When the bot session ends and there’s no community, no narrative, and no reason to hold, the chart simply deflates. The momentum was rented, not built. Projects that succeed use generated activity to break visibility thresholds, then convert that attention into a genuine, engaged audience.

Takeaway: Run your activity strategy in parallel with real marketing. Announce milestones to your community and on social platforms, give traders a reason to believe in the project, and use the visibility window to onboard real members. The metrics get people to look; the substance gets them to commit.

Bringing It All Together

Most failures with automated volume tools aren’t caused by the tools themselves. They come from how teams use them. The recurring theme across all seven mistakes is the same: artificial activity works best when it supports a credible, well-rounded launch, not when it tries to replace one.

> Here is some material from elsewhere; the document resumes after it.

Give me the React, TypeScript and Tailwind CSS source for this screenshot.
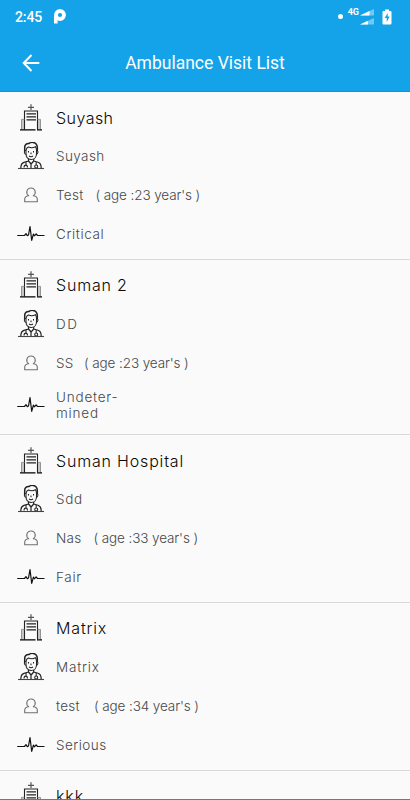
import type { ReactNode } from 'react';

type VisitDetails = {
  doctor: string;
  doctorSpacing: string;
  patient: string;
  patientWidth: string;
  age: number;
  status: string[];
  statusSpacing: string;
};

type Visit = {
  hospital: string;
  hospitalSpacing: string;
  details?: VisitDetails;
};

const visits: Visit[] = [
  {
    hospital: 'Suyash',
    hospitalSpacing: 'tracking-[0.45px]',
    details: { doctor: 'Suyash', doctorSpacing: 'tracking-[0.4px]', patient: 'Test', patientWidth: 'w-[39.5px]', age: 23, status: ['Critical'], statusSpacing: 'tracking-[0.6px]' },
  },
  {
    hospital: 'Suman 2',
    hospitalSpacing: 'tracking-[0.8px]',
    details: { doctor: 'DD', doctorSpacing: 'tracking-[1.6px]', patient: 'SS', patientWidth: 'w-[28px]', age: 23, status: ['Undeter-', 'mined'], statusSpacing: 'tracking-[0.8px]' },
  },
  {
    hospital: 'Suman Hospital',
    hospitalSpacing: 'tracking-[0.82px]',
    details: { doctor: 'Sdd', doctorSpacing: 'tracking-[0.7px]', patient: 'Nas', patientWidth: 'w-[37.5px]', age: 33, status: ['Fair'], statusSpacing: 'tracking-[0.7px]' },
  },
  {
    hospital: 'Matrix',
    hospitalSpacing: 'tracking-[0.85px]',
    details: { doctor: 'Matrix', doctorSpacing: 'tracking-[0.8px]', patient: 'test', patientWidth: 'w-[38px]', age: 34, status: ['Serious'], statusSpacing: 'tracking-[0.45px]' },
  },
  { hospital: 'kkk', hospitalSpacing: 'tracking-[0.9px]' },
];

const iconClass = 'h-7 w-7 shrink-0';

function HospitalIcon() {
  return (
    <svg viewBox="0 0 28 28" className={iconClass} fill="none">
      <path d="M14 .3v5.8M11 3.4h6" stroke="#555" strokeWidth="1.2" />
      <path d="M7.500 25.500V7h13v18.500" stroke="#222" strokeWidth="1.1" />
      <path d="M9.500 9.900h9.500M9.500 12.900h9.500M9.500 15.900h9.500" stroke="#222" strokeWidth="1.1" />
      <path d="M4.500 25.500V15.400h3M23.500 25.500V15.400h-3M6 16v9M22 16v9" stroke="#888" strokeWidth=".9" />
      <path d="M3 25.900h15.500M20 25.900h5" stroke="#000" strokeWidth="1.3" />
    </svg>
  );
}

function DoctorIcon() {
  return (
    <svg viewBox="0 0 28 28" className={iconClass} fill="none" stroke="#222" strokeWidth="1.05" strokeLinejoin="round">
      <path d="M7.7 9V5.200C7.700 2.600 9.600 1.500 11.800 1.600 14-.3 18.300 0 19.600 2.600c1.100 2 .8 4.400.6 6.400" strokeWidth="1.5" />
      <path d="M9 8.500c.3-2 1-3 2.400-3.400 2.600 1 5 .9 7-.5.9 1 1.100 2.200 1.100 3.900v3.200c0 3.600-2.400 5.800-5.400 5.800S9 15.200 9 11.600z" />
      <path d="M8.900 8.600c-2.200-.3-2 3.600.3 3.800M19.400 8.600c2.200-.3 2 3.600-.3 3.800" />
      <path d="M11.500 9v1.500M16.500 9v1.500M14 10.500v1.800M12 14c1.300.9 2.700.9 4 0" />
      <path d="M11.500 17v2L7 20.300c-2.300.7-3.200 2.700-3.200 5.700M16.700 17v2l4.300 1.300c2.300.7 3.200 2.700 3.200 5.700M11.500 19l2.600 3 2.600-3M14 22v4" strokeWidth="1.2" />
      <path d="M9 20v3.500M19.200 20v3M7 25.500c0-3.200 3.500-3.200 3.500 0m7.200-1a1.500 1.500 0 1 0 3 0 1.500 1.500 0 0 0-3 0" />
      <path d="M1 26.500h26" stroke="#444" strokeWidth="1.1" />
    </svg>
  );
}

function PatientIcon() {
  return (
    <svg viewBox="0 0 28 28" className={iconClass} fill="none" stroke="#707070" strokeWidth="1.1" strokeLinejoin="round">
      <path d="M11.700 14.700C8.500 12.700 9.400 7 14 7s5.500 5.700 2.300 7.700c2.900.2 4 1.400 4 3.600v2.400H7.700v-2.400c0-2.200 1.100-3.400 4-3.600z" />
    </svg>
  );
}

function PulseIcon() {
  return (
    <svg viewBox="0 0 28 28" className={iconClass} fill="none" stroke="#111" strokeWidth="1.2" strokeLinejoin="round">
      <path d="M.2 15.500h7.300l1.500-1.800 1.300 2 1.200-.7L13 6.500l1.700 13.800 1.700-6.200 1 1.700 1.700-2 1.400 1.700h7" />
    </svg>
  );
}

function Row({ icon, height = 'h-[38.75px]', children }: { icon: ReactNode; height?: string; children: ReactNode }) {
  return (
    <div className={`flex items-center gap-[11px] ${height}`}>
      {icon}
      {children}
    </div>
  );
}

function VisitRows({ details }: { details: VisitDetails }) {
  return (
    <>
      <Row icon={<DoctorIcon />}>
        <span className={details.doctorSpacing}>{details.doctor}</span>
      </Row>
      <Row icon={<PatientIcon />}>
        <span className="flex">
          <span className={`tracking-[0.3px] ${details.patientWidth}`}>{details.patient}</span>
          <span className="tracking-[-0.11px]">( age :{details.age} year's )</span>
        </span>
      </Row>
      <Row icon={<PulseIcon />} height={details.status.length > 1 ? 'h-[46.25px]' : 'h-[38.75px]'}>
        <span className={details.statusSpacing}>
          {details.status.map((line) => (
            <span key={line} className="block">{line}</span>
          ))}
        </span>
      </Row>
    </>
  );
}

function VisitCard({ visit }: { visit: Visit }) {
  return (
    <li className="shrink-0 border-b border-[#d9d9d9] pt-[6.25px] pb-[5.5px] pl-[17px] text-[13.5px] leading-4 font-light text-[#484848]">
      <Row icon={<HospitalIcon />}>
        <span className={`text-[16px] leading-5 text-[#080808] ${visit.hospitalSpacing}`}>{visit.hospital}</span>
      </Row>
      {visit.details && <VisitRows details={visit.details} />}
    </li>
  );
}

function StatusBar() {
  return (
    <div className="flex h-[33px] items-center justify-between pr-[18px] pl-[15px]">
      <div className="flex items-center gap-[12px]">
        <span className="text-[14px] leading-4 font-medium tracking-[-0.1px]">2:45</span>
        <svg viewBox="0 0 12 15" className="h-[15px] w-3" fill="none">
          <path d="M1.800 14.500V7" stroke="white" strokeWidth="3.6" />
          <circle cx="6" cy="6" r="4" stroke="white" strokeWidth="3.8" />
          <path d="M3.500 9.500v1.500" stroke="white" strokeWidth="2" />
        </svg>
      </div>
      <div className="flex items-center">
        <span className="mr-[5px] h-[5px] w-[5px] rounded-full bg-white" />
        <span className="mb-[9px] text-[9px] leading-[9px] font-bold">4G</span>
        <svg viewBox="0 0 14 18" className="ml-[1px] h-[18px] w-[14px]">
          <path d="M0 7.500 14 1v6.500zM0 16.500 14 10v6.500z" fill="white" opacity=".4" />
          <path d="M0 7.500 9.500 3v4.500zM0 16.500 8 12.800v3.700z" fill="white" />
        </svg>
        <svg viewBox="0 0 10 16" className="ml-[8px] h-4 w-[10px]">
          <path d="M3 .5h4V2h1.500q1 0 1 1v11.500q0 1-1 1h-7q-1 0-1-1V3q0-1 1-1H3z" fill="white" />
          <path d="M5.800 4 2.700 9h2v4l3-5.500h-2z" fill="#14a3e8" />
        </svg>
      </div>
    </div>
  );
}

export default function App() {
  return (
    <div className="flex h-[800px] w-[410px] flex-col overflow-hidden border-b border-[#777] bg-[#fafafa] font-['Inter','Liberation_Sans',sans-serif]">
      <header className="h-[92px] shrink-0 border-b border-[#1193d3] bg-[#14a3e8] font-['Roboto',sans-serif] text-white">
        <StatusBar />
        <div className="grid h-[59px] grid-cols-[62px_1fr_62px] items-center">
          <svg viewBox="0 0 18 18" className="ml-[22px] h-[18px] w-[18px]" fill="none" stroke="white" strokeWidth="2">
            <path d="M9.500 1 1.700 9l7.800 8M1.700 9h15.600" />
          </svg>
          <h1 className="pt-px text-center text-[17.5px] leading-6 font-normal">Ambulance Visit List</h1>
        </div>
      </header>
      <ul className="flex min-h-0 flex-1 flex-col overflow-hidden">
        {visits.map((visit) => (
          <VisitCard key={visit.hospital} visit={visit} />
        ))}
      </ul>
    </div>
  );
}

Here’s a quick checklist to keep your strategy on track:

Balance your signals. Pair volume with holder growth and a clear narrative.

Start early. Activate at launch to capture the high-attention window.

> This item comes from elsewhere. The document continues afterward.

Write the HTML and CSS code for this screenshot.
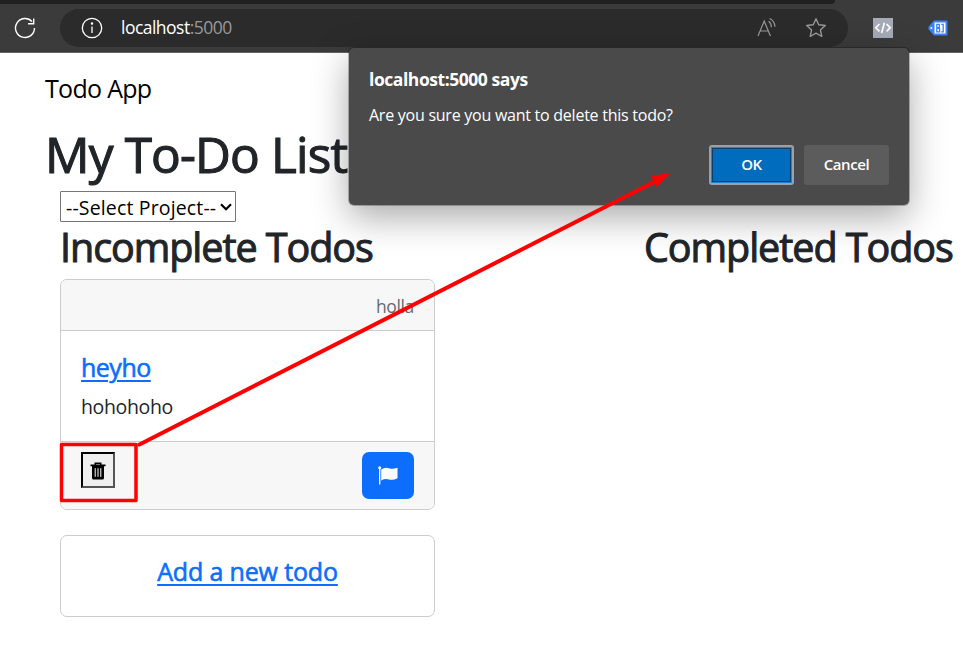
FILE: index.html
```html
<!DOCTYPE html>
<html lang="en">
<head>
<meta charset="utf-8">
<title>Todo App</title>
<link rel="stylesheet" href="styles.css">
</head>
<body>
<header class="browser">
  <div class="tab-strip"></div>
  <div class="toolbar">
    <svg class="reload" width="24" height="24" viewBox="0 0 24 24" fill="none" stroke="#fff" stroke-width="1.4"><path d="M21.500 12A9.500 9.500 0 1 1 19 5.600M20.700 2.500v5.200h-5.600"/></svg>
    <div class="address">
      <svg class="info" width="22" height="22" viewBox="0 0 22 22" fill="none" stroke="#fff" stroke-width="1.3"><circle cx="11" cy="11" r="9.700"/><path d="M11 9.500V16"/><circle cx="11" cy="6.600" r=".6" fill="#fff"/></svg>
      <span class="url">localhost<span class="port">:5000</span></span>
      <svg class="read" width="22" height="22" viewBox="0 0 22 22" fill="none" stroke="#999" stroke-width="1.2"><path d="M2 19 8.200 4l6.200 15M4.200 14h8M12.600 4.200q2.600 1.600 2.800 6M13.600 1.500q5 2.500 5.400 8.200"/></svg>
      <svg class="star" width="22" height="22" viewBox="0 0 22 22" fill="none" stroke="#999" stroke-width="1.4" stroke-linejoin="round"><path d="m11 1.800 2.700 6 6.600.7-4.900 4.400 1.400 6.600-5.800-3.400-5.800 3.400 1.400-6.600-4.900-4.400 6.600-.7z"/></svg>
    </div>
    <svg class="ext-code" width="20" height="20" viewBox="0 0 20 20"><path fill="#a5abb7" d="M0 0h20v20H0z"/><path d="M6.400 6 2.800 9.700l3.600 3.700M13.600 6l3.600 3.700-3.600 3.700M11.400 4.800 8.600 15" fill="none" stroke="#fff" stroke-width="1.700"/></svg>
    <svg class="ext-tag" width="20" height="16" viewBox="0 0 20 16"><path fill="#3b82f6" d="M6 .5h12.500a1 1 0 0 1 1 1v13a1 1 0 0 1-1 1H6L.5 9.200V6.800z"/><circle cx="3.400" cy="8" r="1" fill="#fff"/><path fill="#fff" d="M6.500 2.500h11v11h-11z"/><path d="M8.800 4.400h2.500v3.200H8.800zM8.800 8.300h2.800v3.500H8.800zM13.200 4.300h2v7.500h-2" fill="none" stroke="#3b82f6" stroke-width="1.300"/></svg>
  </div>
</header>

<main class="page">
  <nav class="brand"><span>Todo App</span></nav>
  <h1>My To-Do List</h1>
  <div class="content">
    <div class="picker">
      <select class="project"><option>--Select Project--</option></select>
      <svg class="chevron" width="12" height="8" viewBox="0 0 12 8"><path d="m1 1.200 5 5 5-5" fill="none" stroke="#000" stroke-width="2.200"/></svg>
    </div>
    <div class="columns">
      <section class="incomplete">
        <h2>Incomplete Todos</h2>
        <article class="card">
          <div class="card-head"><span>holla</span></div>
          <div class="card-body">
            <h5><a href="#">heyho</a></h5>
            <p>hohohoho</p>
          </div>
          <div class="card-foot">
            <button class="delete" aria-label="Delete"><svg width="16" height="18" viewBox="0 0 16 18"><path d="M5.300 3V1.200h5.400V3M.5 3.400h15" fill="none" stroke="#000" stroke-width="1.600"/><path d="M2 4h12v12q0 1.600-1.600 1.600H3.600Q2 17.600 2 16z"/><path d="M5.200 6.200v8.600M8 6.200v8.600M10.800 6.200v8.600" stroke="#fff" stroke-width="1"/></svg></button>
            <button class="flag" aria-label="Complete"><svg width="20" height="19" viewBox="0 0 20 19" fill="#fff"><circle cx="1.700" cy="1.700" r="1.500"/><path d="M1 2h1.400v16.500H1zM3.200 3.500Q7 .8 11 2.200q4 1.500 8.500-.5v10.500q-4.500 2.500-8.500 1.200-4-1.200-7.800 1z"/></svg></button>
          </div>
        </article>
        <article class="card add"><h5><a href="#">Add a new todo</a></h5></article>
      </section>
      <section class="completed"><h2>Completed Todos</h2></section>
    </div>
  </div>
</main>

<div class="dialog" role="dialog">
  <h3>localhost:5000 says</h3>
  <p>Are you sure you want to delete this todo?</p>
  <div class="actions">
    <button class="ok">OK</button>
    <button class="cancel">Cancel</button>
  </div>
</div>

<svg class="annotation" width="963" height="663" viewBox="0 0 963 663">
  <rect x="61.500" y="444.500" width="74.500" height="56" fill="none" stroke="#f00" stroke-width="3.500" stroke-linejoin="round"/>
  <path d="M139.500 444.500 656 181" stroke="#f00" stroke-width="4" stroke-linecap="round"/>
  <path d="m671 173-20 3 5.500 11z" fill="#f00"/>
</svg>
</body>
</html>
```
FILE: styles.css
```css
* { box-sizing: border-box; }
body {
  margin: 0;
  position: relative;
  width: 963px;
  height: 663px;
  overflow: hidden;
  background: #fff;
  color: #212529;
  font-family: "Open Sans", "Noto Sans", sans-serif;
  font-size: 20px;
  line-height: 30px;
}
h1, h2, h3, h5, p { margin: 0; }
h1, h2, h5 { font-weight: 400; }
button { padding: 0; font-family: inherit; }
svg { display: block; flex: none; }

.browser { height: 53px; background: #3b3b3b; border-bottom: 1px solid #626262; }
.tab-strip { width: 835px; height: 4px; background: #202020; border-radius: 0 0 5px 0; }
.toolbar { display: flex; align-items: center; height: 48px; padding-left: 13px; }
.address {
  display: flex; align-items: center;
  width: 788px; height: 38px;
  margin-left: 23px; padding-left: 21px;
  border-radius: 19px; background: #2b2b2b;
}
.url { width: 120px; margin: -2px 0 0 18px; color: #fff; font-size: 17.500px; letter-spacing: -.52px; white-space: nowrap; }
.port { color: #999; }
.read { margin-left: 515px; }
.star { margin-left: 27px; }
.ext-code { margin-left: 25px; }
.ext-tag { margin-left: 35px; }

.page { padding: 20px 0 0 45px; }
.brand { height: 30px; color: #000; font-size: 25px; letter-spacing: -.7px; }
h1 { margin-top: 21px; height: 62px; font-size: 49.500px; line-height: 60px; letter-spacing: -.85px; -webkit-text-stroke: 1.100px #212529; }
.content { padding: 5px 0 0 15px; }
.picker { position: relative; width: 176px; height: 31px; }
.project {
  appearance: none;
  display: block; width: 176px; height: 31px; padding: 2px 5px 0;
  border: 1px solid #767676; border-radius: 1px; background: #fff; color: #000;
  font: 19.500px/27px "Open Sans", sans-serif; letter-spacing: .15px;
}
.chevron { position: absolute; right: 4px; top: 12px; }
.columns { display: grid; grid-template-columns: 584px 1fr; }
h2 { height: 57px; padding-top: 1px; font-size: 39.500px; line-height: 48px; letter-spacing: -1.050px; white-space: nowrap; -webkit-text-stroke: 1px #212529; }
.card { width: 375px; border: 1px solid #ccc; border-radius: 7px; overflow: hidden; background: #fff; }
.card-head { height: 51px; padding: 11px 20px; border-bottom: 1px solid #ccc; background: #f7f7f7; color: #666a6e; text-align: right; font-size: 17.500px; letter-spacing: -.35px; }
.card-body { height: 110px; padding: 21px 20px; }
h5 { font-size: 25px; line-height: 30px; letter-spacing: -.5px; }
h5 a { color: #0d6efd; text-decoration: underline; text-decoration-thickness: 2px; text-underline-offset: 3px; -webkit-text-stroke: .6px #0d6efd; }
.card-body p { margin-top: 10px; font-size: 19.500px; letter-spacing: -.35px; }
.card-foot { display: flex; justify-content: space-between; align-items: flex-start; height: 68px; padding: 10px 20px; border-top: 1px solid #ccc; background: #f7f7f7; }
.delete { display: grid; place-items: center; width: 34px; height: 36px; padding-top: 1px; border: 2px solid; border-color: #000 #555 #555 #000; background: #efefef; }
.flag { display: grid; place-items: center; width: 52px; height: 47px; border: 0; border-radius: 7px; background: #0d6efd; }
.add { height: 82px; margin-top: 25px; padding-top: 20px; text-align: center; }
.add h5 { letter-spacing: -.15px; }

.dialog {
  position: absolute; left: 349px; top: 48px; width: 560px; height: 157px;
  padding: 19px 20px 20px;
  border-radius: 5px; background: #4a4a4a; color: #fff;
  box-shadow: 0 0 0 1px rgba(0,0,0,.25), 0 12px 36px rgba(0,0,0,.34);
}
.dialog h3 { font-size: 17.500px; font-weight: 700; line-height: 24px; letter-spacing: -.45px; }
.dialog p { margin-top: 12px; font-size: 16px; line-height: 24px; letter-spacing: -.25px; }
.actions { display: flex; justify-content: flex-end; gap: 10px; margin-top: 18px; }
.actions button { width: 85px; height: 40px; padding-bottom: 2px; border: 0; border-radius: 3px; color: #fff; font-size: 15px; font-weight: 600; letter-spacing: -.4px; }
.actions .ok { background: #006cbe; border: 2px solid #9ba1aa; box-shadow: inset 0 0 0 1px #2c7fc9, inset 0 0 0 2px #0b4170; }
.actions .cancel { background: #5c5c5c; }
.annotation { position: absolute; left: 0; top: 0; pointer-events: none; }
```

Keep patterns natural. Use buy-heavy, varied, randomized trades.

Diversify wallets. Rotate addresses to avoid easy detection.

Watch your fees. Optimize routing and consolidate tools.

Protect your assets. Never share private keys; demand MEV protection.

Pair with marketing. Convert visibility into a real community.

Conclusion

A crypto volume bot can be a useful part of a launch toolkit, but it’s only as effective as the strategy around it. Treating volume as a magic button leads to wasted spend and damaged trust. Treating it as one input within a thoughtful, multi-metric, community-driven plan gives you a real shot at standing out.

The projects that win in competitive markets understand this distinction. They time their activity carefully, keep their on-chain footprint natural, manage costs, protect their assets, and back everything with genuine engagement. Avoid these seven mistakes, and you’ll be far better positioned to turn early visibility into lasting momentum.